Preet Bharara, the former US attorney for the Southern District of New York, didn't mince words when asked about the circumstances of his firing.
He told The New York Times on Thursday that his ouster was a "direct example of the kind of uncertain helter-skelter incompetence," when it comes to the Trump administration's personnel decisions.
Bharara was referring to what he says was the "out-of-the-blue" letter Attorney General Jeff Sessions sent in March demanding the resignations of 46 US attorneys appointed by Obama.
Bharara, known as the "Sheriff of Wall Street" as his district covers many New York financial institutions, initially refused Sessions' request to step down. He was fired by Trump in March.
Though it's common for US attorneys to vacate their positions when a new administration takes office, Bharara was personally asked to stay on as US attorney by Trump during a meeting in November.
Bharara told the Times that Trump had asked for his personal phone number following the meeting. The two men spoke over the phone a handful of times before Trump took office.

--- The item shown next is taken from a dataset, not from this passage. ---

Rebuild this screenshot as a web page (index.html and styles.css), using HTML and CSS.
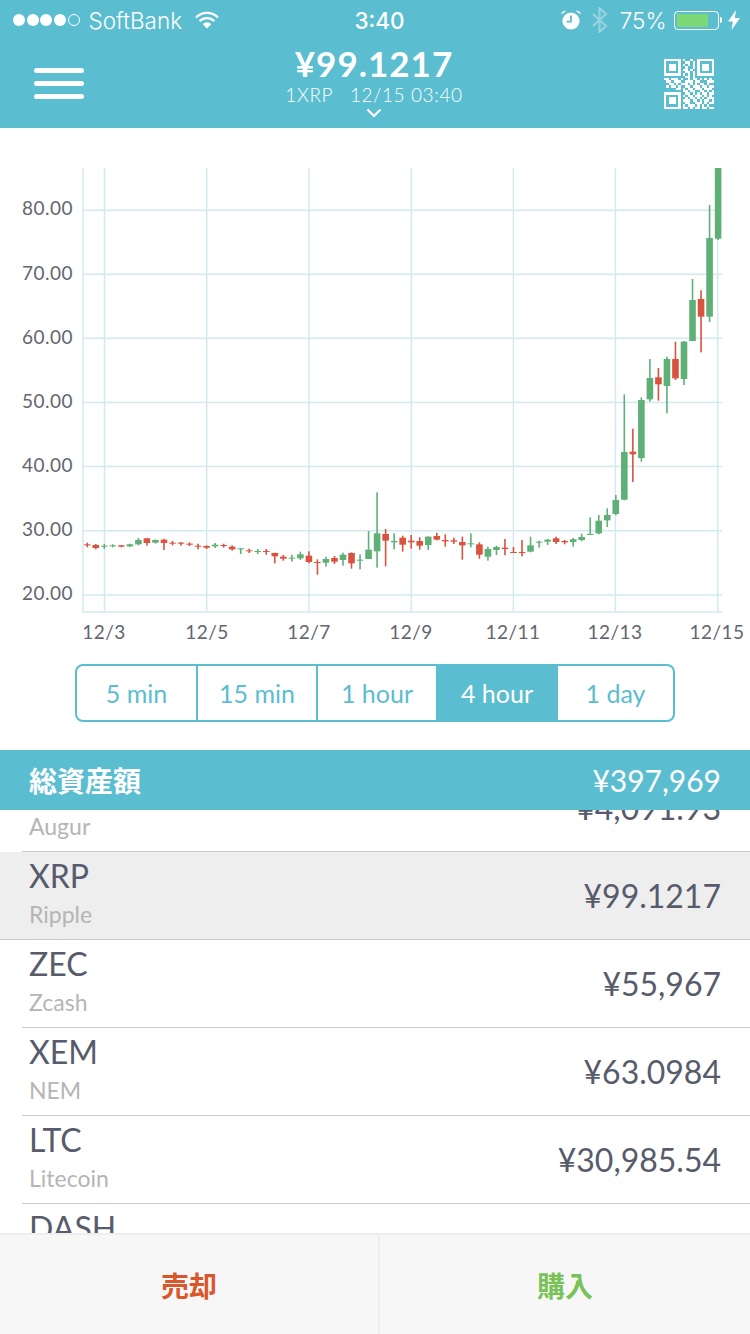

On March 9 — the day before the resignations were sent out — Trump tried to call Bharara, though Bharara didn't pick up the phone, citing ethical concerns.
"I do not think it is wise for a sitting president to try cultivating a personal telephonic relationship with a sitting U.S. attorney, especially one with a certain jurisdiction," Bharara told the Times.
Bharara took a new job as a distinguished scholar-in-residence at New York University's law school on April 1.